さらに従業員数50人以上の農業法人が障害者の雇用義務を果たすために初めて障害者を雇用する場合、一事業主につき120万円を支給する「障害者初回雇用(ファースト・ステップ)奨励金」制度がある。要件を満たす対象法人であれば、制度上は前記2制度との三重取りも制度上は可能となる。もちろん初回雇用とトライアル、初回雇用と特定求職者との併給だけでも可能だ。
【高齢の企業人材確保にも使える助成金制度】
国の雇用関係助成金には、事業発展のために企業経験豊富なシルバー人材を確保したいと考える農業経営者が使えるものもある。
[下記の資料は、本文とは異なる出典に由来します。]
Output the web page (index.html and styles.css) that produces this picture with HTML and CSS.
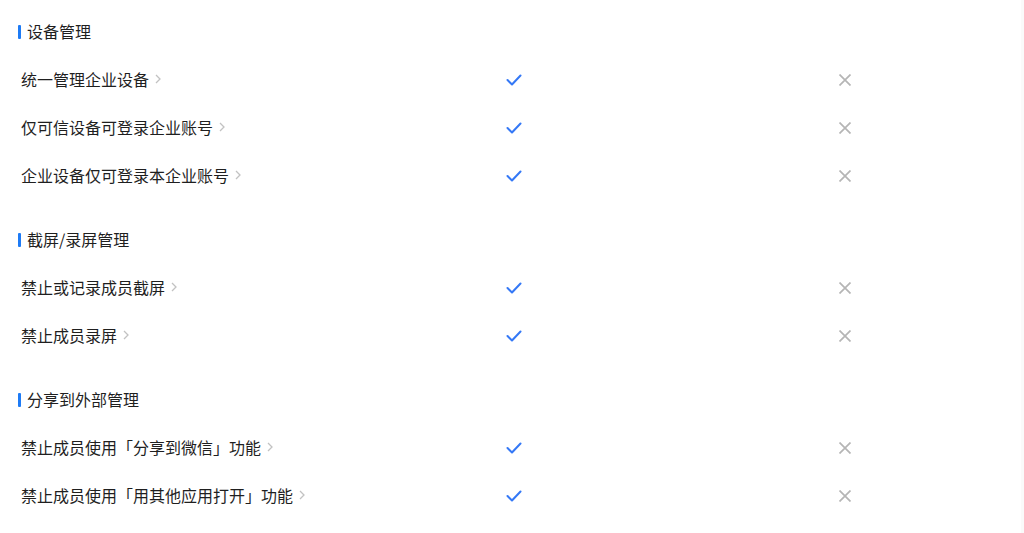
FILE: index.html
```html
<!DOCTYPE html>
<html lang="zh-CN">
<head>
    <meta charset="UTF-8">
    <meta name="viewport" content="width=device-width, initial-scale=1.0">
    <title>企业管理</title>
    <link rel="stylesheet" href="styles.css">
</head>
<body>

<div class="page">

    <div class="section">
        <h2 class="section-title">设备管理</h2>
        <div class="row">
            <div class="name">统一管理企业设备<span class="arrow"><svg width="6" height="10" viewBox="0 0 6 10"><polyline points="1,1 5,5 1,9" /></svg></span></div>
            <div class="yes"><svg width="16" height="12" viewBox="0 0 16 12"><polyline points="1.5,6 6,10.5 14.5,1.5" /></svg></div>
            <div class="no"><svg width="12" height="12" viewBox="0 0 12 12"><path d="M0.5 0.5L11.5 11.5M11.5 0.5L0.5 11.5" /></svg></div>
        </div>
        <div class="row">
            <div class="name">仅可信设备可登录企业账号<span class="arrow"><svg width="6" height="10" viewBox="0 0 6 10"><polyline points="1,1 5,5 1,9" /></svg></span></div>
            <div class="yes"><svg width="16" height="12" viewBox="0 0 16 12"><polyline points="1.5,6 6,10.5 14.5,1.5" /></svg></div>
            <div class="no"><svg width="12" height="12" viewBox="0 0 12 12"><path d="M0.5 0.5L11.5 11.5M11.5 0.5L0.5 11.5" /></svg></div>
        </div>
        <div class="row">
            <div class="name">企业设备仅可登录本企业账号<span class="arrow"><svg width="6" height="10" viewBox="0 0 6 10"><polyline points="1,1 5,5 1,9" /></svg></span></div>
            <div class="yes"><svg width="16" height="12" viewBox="0 0 16 12"><polyline points="1.5,6 6,10.5 14.5,1.5" /></svg></div>
            <div class="no"><svg width="12" height="12" viewBox="0 0 12 12"><path d="M0.5 0.5L11.5 11.5M11.5 0.5L0.5 11.5" /></svg></div>
        </div>
    </div>

    <div class="section">
        <h2 class="section-title">截屏/录屏管理</h2>
        <div class="row">
            <div class="name">禁止或记录成员截屏<span class="arrow"><svg width="6" height="10" viewBox="0 0 6 10"><polyline points="1,1 5,5 1,9" /></svg></span></div>
            <div class="yes"><svg width="16" height="12" viewBox="0 0 16 12"><polyline points="1.5,6 6,10.5 14.5,1.5" /></svg></div>
            <div class="no"><svg width="12" height="12" viewBox="0 0 12 12"><path d="M0.5 0.5L11.5 11.5M11.5 0.5L0.5 11.5" /></svg></div>
        </div>
        <div class="row">
            <div class="name">禁止成员录屏<span class="arrow"><svg width="6" height="10" viewBox="0 0 6 10"><polyline points="1,1 5,5 1,9" /></svg></span></div>
            <div class="yes"><svg width="16" height="12" viewBox="0 0 16 12"><polyline points="1.5,6 6,10.5 14.5,1.5" /></svg></div>
            <div class="no"><svg width="12" height="12" viewBox="0 0 12 12"><path d="M0.5 0.5L11.5 11.5M11.5 0.5L0.5 11.5" /></svg></div>
        </div>
    </div>

    <div class="section">
        <h2 class="section-title">分享到外部管理</h2>
        <div class="row">
            <div class="name">禁止成员使用「分享到微信」功能<span class="arrow"><svg width="6" height="10" viewBox="0 0 6 10"><polyline points="1,1 5,5 1,9" /></svg></span></div>
            <div class="yes"><svg width="16" height="12" viewBox="0 0 16 12"><polyline points="1.5,6 6,10.5 14.5,1.5" /></svg></div>
            <div class="no"><svg width="12" height="12" viewBox="0 0 12 12"><path d="M0.5 0.5L11.5 11.5M11.5 0.5L0.5 11.5" /></svg></div>
        </div>
        <div class="row">
            <div class="name">禁止成员使用「用其他应用打开」功能<span class="arrow"><svg width="6" height="10" viewBox="0 0 6 10"><polyline points="1,1 5,5 1,9" /></svg></span></div>
            <div class="yes"><svg width="16" height="12" viewBox="0 0 16 12"><polyline points="1.5,6 6,10.5 14.5,1.5" /></svg></div>
            <div class="no"><svg width="12" height="12" viewBox="0 0 12 12"><path d="M0.5 0.5L11.5 11.5M11.5 0.5L0.5 11.5" /></svg></div>
        </div>
    </div>

</div>

</body>
</html>
```

FILE: styles.css
```css
body {
    margin: 0;
    background-color: #fff;
    color: #1f1f1f;
    font-family: "Noto Sans CJK SC", "Noto Sans", sans-serif;
    font-size: 16px;
}

.page {
    padding: 7px 0 0 21px;
    border-right: 3px solid #fafafa;
    min-height: 526px;
}

.section {
    margin-bottom: 16px;
}

.section-title {
    display: flex;
    align-items: center;
    height: 48px;
    margin: 0 0 0 -3px;
    font-size: 16px;
    font-weight: normal;
}

.section-title::before {
    content: "";
    width: 3px;
    height: 14px;
    margin-right: 6px;
    margin-top: 2px;
    background-color: #1e7bf5;
    border-radius: 1px;
}

.row {
    display: flex;
    align-items: center;
    height: 48px;
}

.name {
    width: 441px;
    display: flex;
    align-items: center;
}

.arrow {
    display: flex;
    margin-left: 6px;
}

.arrow polyline {
    fill: none;
    stroke: #c2c2c2;
    stroke-width: 1.3;
}

.yes, .no {
    width: 100px;
    display: flex;
    justify-content: center;
    padding-top: 2px;
}

.yes {
    padding-left: 2px;
}

.no {
    margin-left: 229px;
    padding-left: 2px;
}

.yes polyline {
    fill: none;
    stroke: #3478f6;
    stroke-width: 2;
    stroke-linecap: round;
    stroke-linejoin: round;
}

.no path {
    fill: none;
    stroke: #b5b5b5;
    stroke-width: 1.7;
}
```
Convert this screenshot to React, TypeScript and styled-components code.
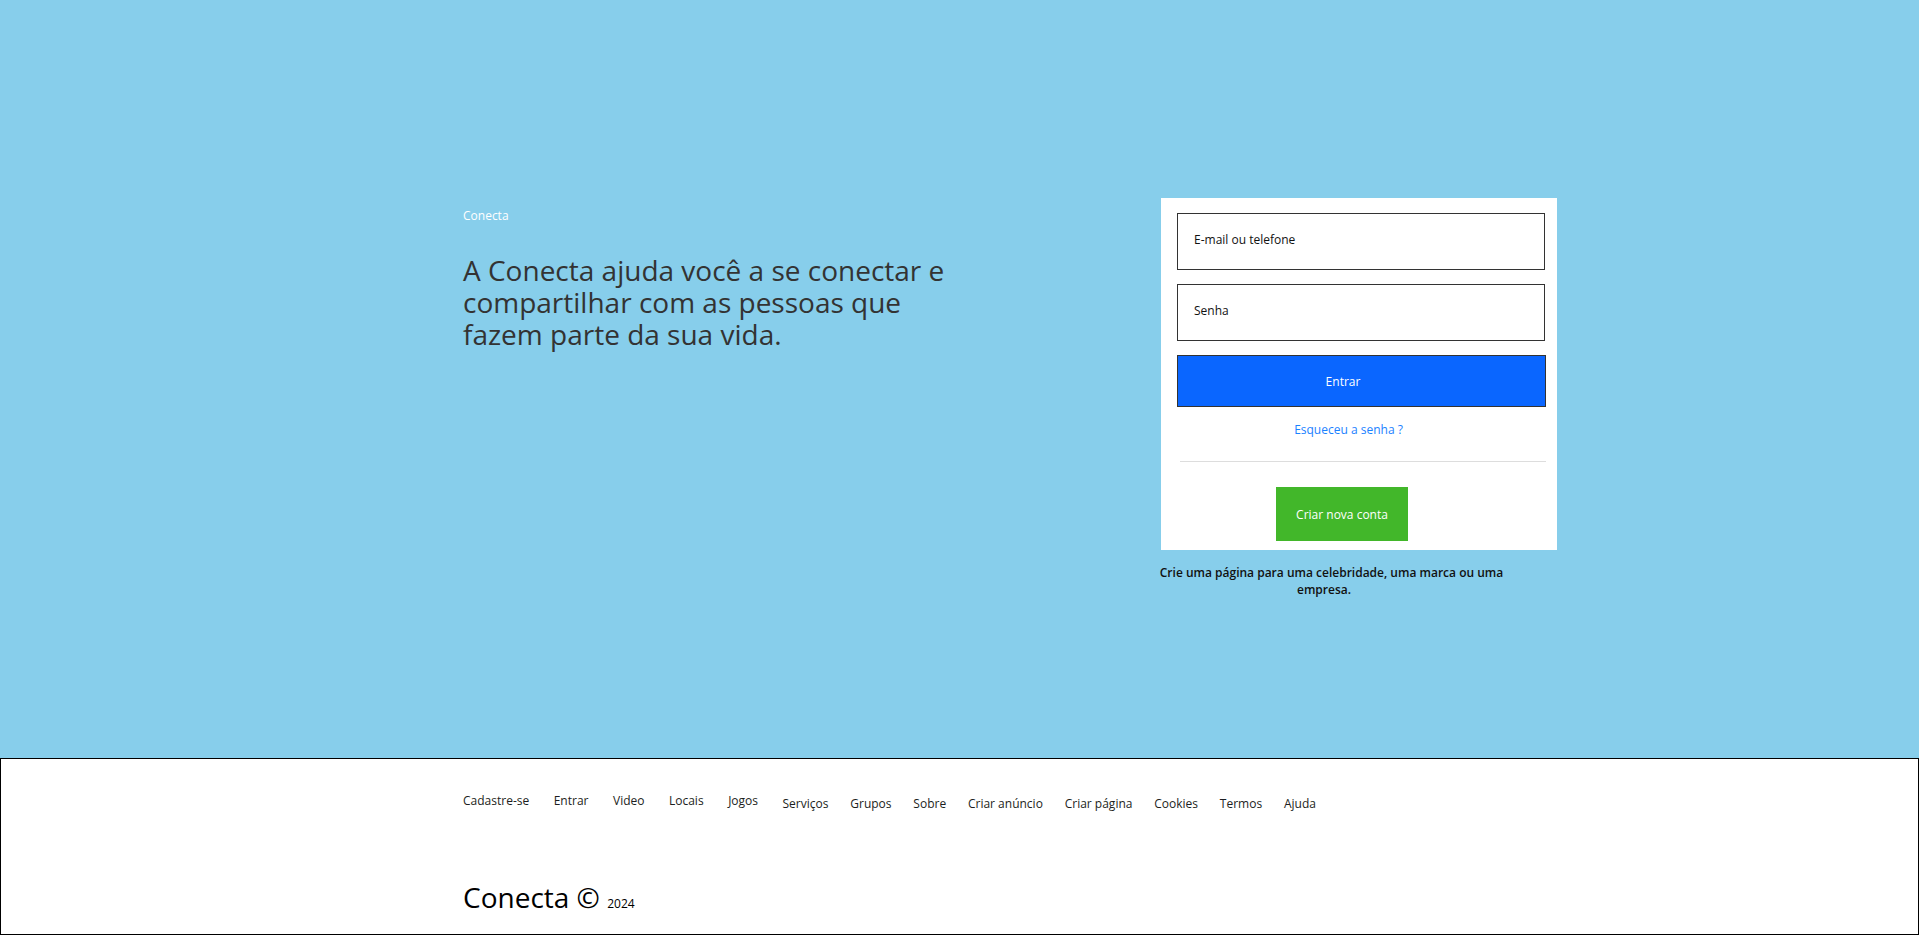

例えば、先に挙げた特定求職者雇用開発助成金制度の対象には「60歳以上65歳未満の高年齢者」が含まれている。企業経験は豊富だが再就職先がなかなか見つからない、定年で会社を退職したが農の分野で働きたい、といった人材をこの制度で雇い入れれば、事業主には1年間で90万円が支給される。
ほかにも企業人材の獲得に活用できそうなのが、「高年齢者雇用安定助成金の高年齢者労働移動支援コース」制度だ。これは民間の人材紹介会社の紹介で、他の事業所に在籍する65歳未満の従業員を定年の1年前から定年退職までの間に雇用すると、一人につき70万円が支給される(短時間労働者として雇用する場合は40万円)制度である。それまでの知識・経験を生かすという意味で、主に同業種間の会社移動が想定されているようだが、制度上は同業種間に限るという要件の制約はない。むしろ移動する本人と移籍元事務所の事業主との同意が必要なので、農の分野では農業法人間の移動より異分野の企業人材獲得のほうが使い勝手がよいのではないか。
障害者雇用では、労働能力が著しく低いなどの場合に限り、最低賃金を減額できる特例が認められている。最低賃金を一律に適用するとかえって雇用機会を狭めるおそれがあるためで、減額する場合は使用者が個別のケースごとに都道府県労働局長の許可を受ける必要がある。